--- start Excerpted data ---

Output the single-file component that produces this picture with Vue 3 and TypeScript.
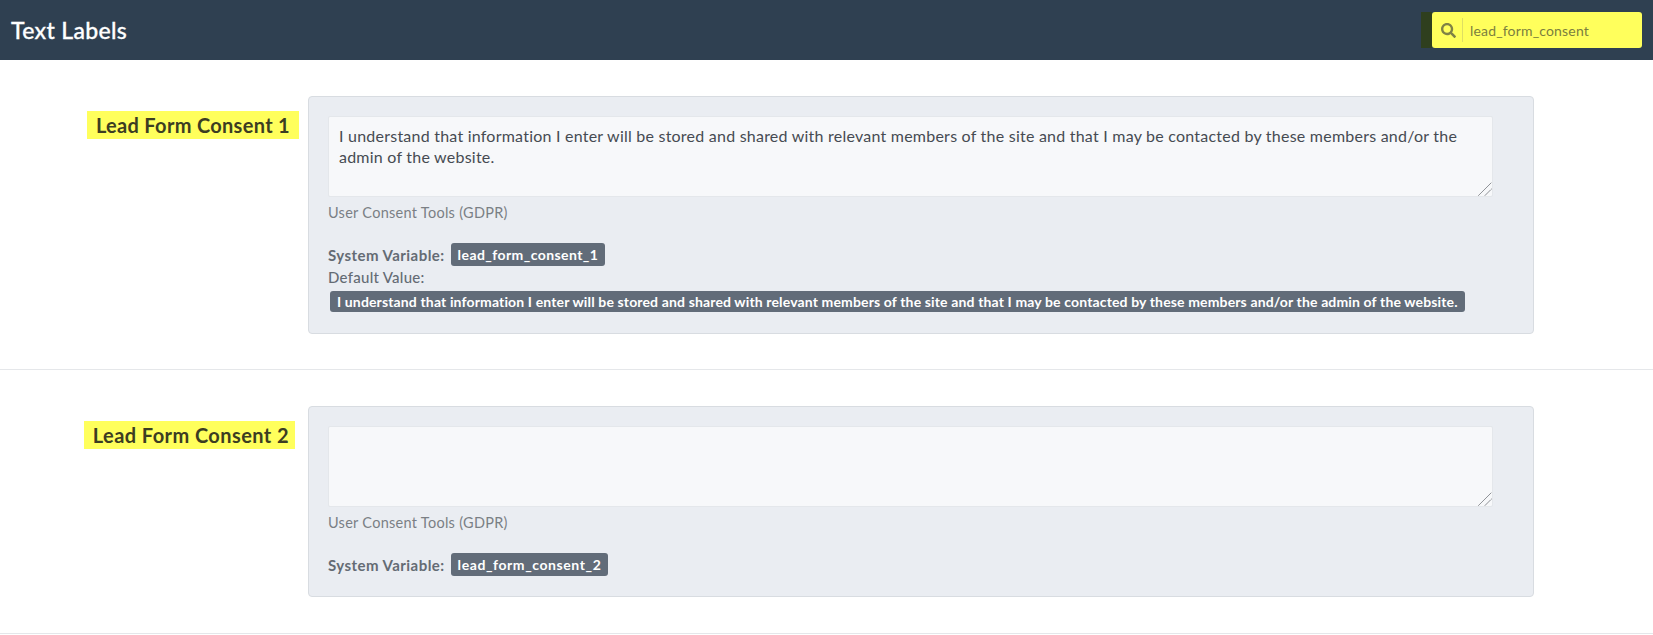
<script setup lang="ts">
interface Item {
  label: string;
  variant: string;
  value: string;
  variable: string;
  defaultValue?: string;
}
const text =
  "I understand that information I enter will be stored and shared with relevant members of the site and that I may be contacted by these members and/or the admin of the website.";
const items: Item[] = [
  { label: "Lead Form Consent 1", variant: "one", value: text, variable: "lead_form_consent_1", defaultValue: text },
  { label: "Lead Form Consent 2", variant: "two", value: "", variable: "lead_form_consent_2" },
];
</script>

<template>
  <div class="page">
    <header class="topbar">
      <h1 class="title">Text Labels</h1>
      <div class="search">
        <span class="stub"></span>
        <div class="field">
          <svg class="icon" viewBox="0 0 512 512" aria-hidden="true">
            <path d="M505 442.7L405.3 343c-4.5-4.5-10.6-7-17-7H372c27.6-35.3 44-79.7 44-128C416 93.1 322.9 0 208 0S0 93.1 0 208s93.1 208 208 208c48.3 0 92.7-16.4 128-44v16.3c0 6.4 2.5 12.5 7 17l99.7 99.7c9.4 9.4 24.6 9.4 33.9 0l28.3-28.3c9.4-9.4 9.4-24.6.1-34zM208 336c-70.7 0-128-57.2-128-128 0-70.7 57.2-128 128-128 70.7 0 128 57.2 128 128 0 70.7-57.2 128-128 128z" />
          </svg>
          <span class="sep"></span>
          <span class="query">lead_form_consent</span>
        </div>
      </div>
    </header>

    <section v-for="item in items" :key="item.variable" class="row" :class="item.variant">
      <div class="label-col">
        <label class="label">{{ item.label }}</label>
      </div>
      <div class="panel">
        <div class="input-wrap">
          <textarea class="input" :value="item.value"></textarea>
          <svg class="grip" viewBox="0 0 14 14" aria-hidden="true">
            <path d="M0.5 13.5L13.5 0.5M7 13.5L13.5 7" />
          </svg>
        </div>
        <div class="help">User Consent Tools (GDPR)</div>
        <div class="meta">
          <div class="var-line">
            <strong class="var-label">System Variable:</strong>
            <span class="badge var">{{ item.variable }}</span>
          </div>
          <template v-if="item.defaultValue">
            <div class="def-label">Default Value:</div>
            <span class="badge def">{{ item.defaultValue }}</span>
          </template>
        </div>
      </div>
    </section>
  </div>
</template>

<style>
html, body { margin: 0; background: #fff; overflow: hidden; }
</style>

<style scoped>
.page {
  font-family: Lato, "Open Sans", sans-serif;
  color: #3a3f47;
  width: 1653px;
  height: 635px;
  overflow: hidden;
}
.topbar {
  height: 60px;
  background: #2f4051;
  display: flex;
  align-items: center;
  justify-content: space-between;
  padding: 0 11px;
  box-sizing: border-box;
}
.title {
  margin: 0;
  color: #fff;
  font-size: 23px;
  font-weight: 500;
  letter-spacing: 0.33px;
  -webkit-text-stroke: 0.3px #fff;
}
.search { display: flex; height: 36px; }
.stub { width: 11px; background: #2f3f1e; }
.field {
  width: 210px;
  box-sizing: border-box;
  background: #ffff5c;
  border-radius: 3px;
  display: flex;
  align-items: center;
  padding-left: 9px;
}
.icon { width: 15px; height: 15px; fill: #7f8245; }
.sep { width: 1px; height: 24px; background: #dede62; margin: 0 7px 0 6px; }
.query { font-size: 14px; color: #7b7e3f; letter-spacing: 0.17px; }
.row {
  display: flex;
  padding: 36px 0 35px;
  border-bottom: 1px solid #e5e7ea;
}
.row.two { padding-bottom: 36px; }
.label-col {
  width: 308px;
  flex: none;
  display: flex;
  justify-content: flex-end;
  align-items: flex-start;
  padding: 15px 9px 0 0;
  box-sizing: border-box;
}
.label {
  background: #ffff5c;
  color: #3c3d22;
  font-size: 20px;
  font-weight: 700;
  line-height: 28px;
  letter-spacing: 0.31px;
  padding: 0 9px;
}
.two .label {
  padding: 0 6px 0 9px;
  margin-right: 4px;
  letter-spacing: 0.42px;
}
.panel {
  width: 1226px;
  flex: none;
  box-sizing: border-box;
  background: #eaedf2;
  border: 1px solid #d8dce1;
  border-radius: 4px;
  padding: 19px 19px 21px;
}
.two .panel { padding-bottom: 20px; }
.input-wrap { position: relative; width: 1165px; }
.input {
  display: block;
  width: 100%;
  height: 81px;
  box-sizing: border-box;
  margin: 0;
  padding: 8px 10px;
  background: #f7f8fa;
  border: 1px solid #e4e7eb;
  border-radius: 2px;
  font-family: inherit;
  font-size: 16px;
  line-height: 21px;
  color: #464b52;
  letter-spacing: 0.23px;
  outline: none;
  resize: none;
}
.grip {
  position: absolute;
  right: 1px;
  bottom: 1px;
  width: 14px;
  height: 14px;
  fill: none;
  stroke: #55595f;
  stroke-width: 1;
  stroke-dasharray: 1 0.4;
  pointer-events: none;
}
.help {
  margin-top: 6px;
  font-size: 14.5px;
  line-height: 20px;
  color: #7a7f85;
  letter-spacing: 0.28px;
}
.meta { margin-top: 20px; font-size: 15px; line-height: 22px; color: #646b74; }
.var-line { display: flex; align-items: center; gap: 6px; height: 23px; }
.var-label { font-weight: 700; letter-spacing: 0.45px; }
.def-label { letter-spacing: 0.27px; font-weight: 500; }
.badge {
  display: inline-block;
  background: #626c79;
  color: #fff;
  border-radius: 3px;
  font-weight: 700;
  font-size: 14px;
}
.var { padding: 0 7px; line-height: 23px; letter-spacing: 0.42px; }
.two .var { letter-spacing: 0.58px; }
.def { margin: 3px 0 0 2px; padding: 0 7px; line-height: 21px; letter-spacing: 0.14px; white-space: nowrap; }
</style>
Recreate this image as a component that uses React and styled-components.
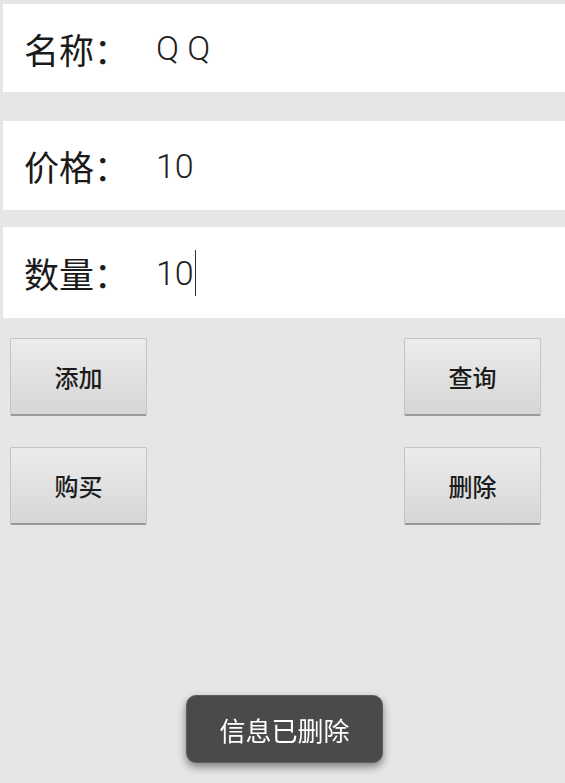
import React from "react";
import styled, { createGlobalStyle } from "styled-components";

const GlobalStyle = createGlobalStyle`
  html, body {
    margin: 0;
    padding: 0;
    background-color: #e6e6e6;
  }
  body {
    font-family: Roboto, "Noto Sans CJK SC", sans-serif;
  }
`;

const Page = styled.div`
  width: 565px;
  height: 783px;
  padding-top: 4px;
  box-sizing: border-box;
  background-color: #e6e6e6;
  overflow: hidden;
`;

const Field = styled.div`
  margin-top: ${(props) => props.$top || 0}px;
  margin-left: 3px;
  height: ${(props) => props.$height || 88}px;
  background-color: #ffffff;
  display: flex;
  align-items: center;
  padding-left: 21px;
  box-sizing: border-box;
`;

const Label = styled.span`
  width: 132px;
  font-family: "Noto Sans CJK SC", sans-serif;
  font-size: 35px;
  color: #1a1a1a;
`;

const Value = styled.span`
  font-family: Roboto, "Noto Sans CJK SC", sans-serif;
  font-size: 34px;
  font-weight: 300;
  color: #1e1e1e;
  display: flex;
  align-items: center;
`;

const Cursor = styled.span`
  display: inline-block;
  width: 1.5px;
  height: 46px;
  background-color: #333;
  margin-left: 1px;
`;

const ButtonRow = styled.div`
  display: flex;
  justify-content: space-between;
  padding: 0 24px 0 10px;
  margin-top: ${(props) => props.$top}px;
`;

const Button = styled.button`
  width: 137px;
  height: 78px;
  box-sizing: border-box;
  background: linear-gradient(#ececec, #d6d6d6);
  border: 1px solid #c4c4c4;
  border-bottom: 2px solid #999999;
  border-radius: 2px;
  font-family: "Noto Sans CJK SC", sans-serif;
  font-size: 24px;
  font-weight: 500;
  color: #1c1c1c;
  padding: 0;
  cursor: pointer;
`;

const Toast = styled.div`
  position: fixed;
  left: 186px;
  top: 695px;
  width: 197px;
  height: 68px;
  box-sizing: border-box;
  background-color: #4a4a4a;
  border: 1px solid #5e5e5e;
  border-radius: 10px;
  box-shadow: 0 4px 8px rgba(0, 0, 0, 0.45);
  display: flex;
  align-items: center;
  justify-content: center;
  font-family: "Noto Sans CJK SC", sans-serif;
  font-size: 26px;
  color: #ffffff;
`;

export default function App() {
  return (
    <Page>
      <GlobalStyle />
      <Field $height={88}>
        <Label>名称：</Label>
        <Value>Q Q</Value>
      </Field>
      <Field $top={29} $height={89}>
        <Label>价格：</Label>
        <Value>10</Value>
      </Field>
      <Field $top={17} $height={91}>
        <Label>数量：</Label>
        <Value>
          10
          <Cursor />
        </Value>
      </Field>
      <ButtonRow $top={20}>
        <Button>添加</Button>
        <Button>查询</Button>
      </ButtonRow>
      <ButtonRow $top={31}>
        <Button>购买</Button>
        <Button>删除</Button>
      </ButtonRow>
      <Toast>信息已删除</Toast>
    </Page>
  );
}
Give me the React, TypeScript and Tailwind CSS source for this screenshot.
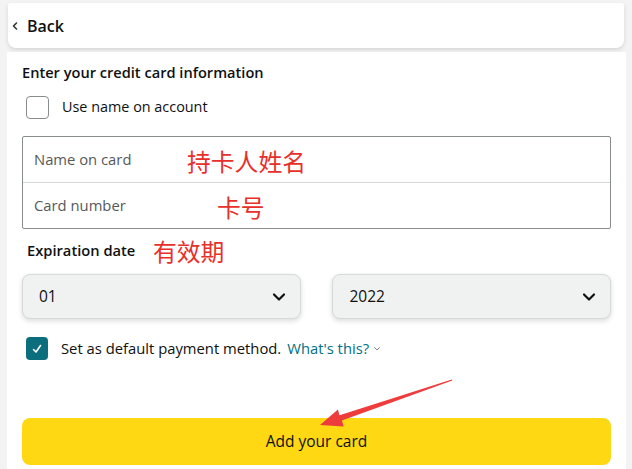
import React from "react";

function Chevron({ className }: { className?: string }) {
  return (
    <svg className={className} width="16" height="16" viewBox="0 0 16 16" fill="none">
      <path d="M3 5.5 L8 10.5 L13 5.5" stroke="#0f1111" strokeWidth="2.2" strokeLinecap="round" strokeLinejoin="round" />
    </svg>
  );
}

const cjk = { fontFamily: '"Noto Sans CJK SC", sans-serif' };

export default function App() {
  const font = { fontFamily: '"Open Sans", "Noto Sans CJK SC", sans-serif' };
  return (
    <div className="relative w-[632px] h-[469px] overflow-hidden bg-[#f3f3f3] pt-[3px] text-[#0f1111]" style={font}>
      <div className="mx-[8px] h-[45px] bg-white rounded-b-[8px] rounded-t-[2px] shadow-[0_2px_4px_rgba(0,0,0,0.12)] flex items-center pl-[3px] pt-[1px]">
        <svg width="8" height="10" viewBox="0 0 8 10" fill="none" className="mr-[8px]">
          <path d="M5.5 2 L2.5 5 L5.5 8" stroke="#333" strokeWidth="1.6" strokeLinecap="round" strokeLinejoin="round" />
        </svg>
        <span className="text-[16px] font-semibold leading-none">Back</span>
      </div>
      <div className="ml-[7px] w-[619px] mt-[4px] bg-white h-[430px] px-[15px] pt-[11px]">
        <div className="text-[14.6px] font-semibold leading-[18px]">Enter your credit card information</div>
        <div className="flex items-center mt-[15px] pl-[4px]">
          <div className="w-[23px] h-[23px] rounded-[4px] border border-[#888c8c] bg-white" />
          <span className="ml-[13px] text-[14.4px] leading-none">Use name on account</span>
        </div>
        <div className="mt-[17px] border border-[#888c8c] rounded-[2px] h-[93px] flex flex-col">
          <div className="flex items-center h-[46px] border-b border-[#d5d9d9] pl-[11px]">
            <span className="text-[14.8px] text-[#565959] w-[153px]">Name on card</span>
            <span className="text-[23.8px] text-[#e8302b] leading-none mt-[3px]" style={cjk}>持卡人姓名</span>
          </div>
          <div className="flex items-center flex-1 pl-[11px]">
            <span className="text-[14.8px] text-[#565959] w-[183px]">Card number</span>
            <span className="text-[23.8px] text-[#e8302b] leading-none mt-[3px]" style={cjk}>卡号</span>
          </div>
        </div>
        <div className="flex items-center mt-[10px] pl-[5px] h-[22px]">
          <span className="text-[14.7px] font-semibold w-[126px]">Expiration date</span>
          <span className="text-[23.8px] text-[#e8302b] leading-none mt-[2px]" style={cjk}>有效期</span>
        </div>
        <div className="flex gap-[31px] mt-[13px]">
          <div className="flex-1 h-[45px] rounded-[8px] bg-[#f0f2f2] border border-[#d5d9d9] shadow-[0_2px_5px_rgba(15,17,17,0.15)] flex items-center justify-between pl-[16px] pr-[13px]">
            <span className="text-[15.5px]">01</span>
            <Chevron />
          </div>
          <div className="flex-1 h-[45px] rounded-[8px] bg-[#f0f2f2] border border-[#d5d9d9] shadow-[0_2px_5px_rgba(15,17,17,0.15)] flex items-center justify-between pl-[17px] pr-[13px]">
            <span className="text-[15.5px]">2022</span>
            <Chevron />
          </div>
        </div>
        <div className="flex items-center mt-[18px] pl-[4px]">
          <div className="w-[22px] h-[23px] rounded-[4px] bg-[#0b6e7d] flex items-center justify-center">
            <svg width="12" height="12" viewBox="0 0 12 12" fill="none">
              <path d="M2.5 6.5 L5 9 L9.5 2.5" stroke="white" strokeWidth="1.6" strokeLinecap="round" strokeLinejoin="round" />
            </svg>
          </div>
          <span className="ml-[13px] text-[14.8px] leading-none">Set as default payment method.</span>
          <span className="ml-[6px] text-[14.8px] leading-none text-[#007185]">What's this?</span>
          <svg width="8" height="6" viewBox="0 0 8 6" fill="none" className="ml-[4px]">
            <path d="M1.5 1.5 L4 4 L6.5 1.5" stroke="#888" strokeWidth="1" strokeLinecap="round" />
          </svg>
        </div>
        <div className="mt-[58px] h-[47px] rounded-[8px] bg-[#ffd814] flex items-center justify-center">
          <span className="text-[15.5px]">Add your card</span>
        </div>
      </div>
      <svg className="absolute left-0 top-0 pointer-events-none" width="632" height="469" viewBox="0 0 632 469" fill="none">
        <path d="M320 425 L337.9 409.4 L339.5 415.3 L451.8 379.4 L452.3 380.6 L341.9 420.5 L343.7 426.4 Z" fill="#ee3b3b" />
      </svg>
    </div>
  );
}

--- end Excerpted data ---

Given task:
Identify all lines in the records above with the word "TypeScript".

Solved exercise:
Output the single-file component that produces this picture with Vue 3 and TypeScript.
Give me the React, TypeScript and Tailwind CSS source for this screenshot.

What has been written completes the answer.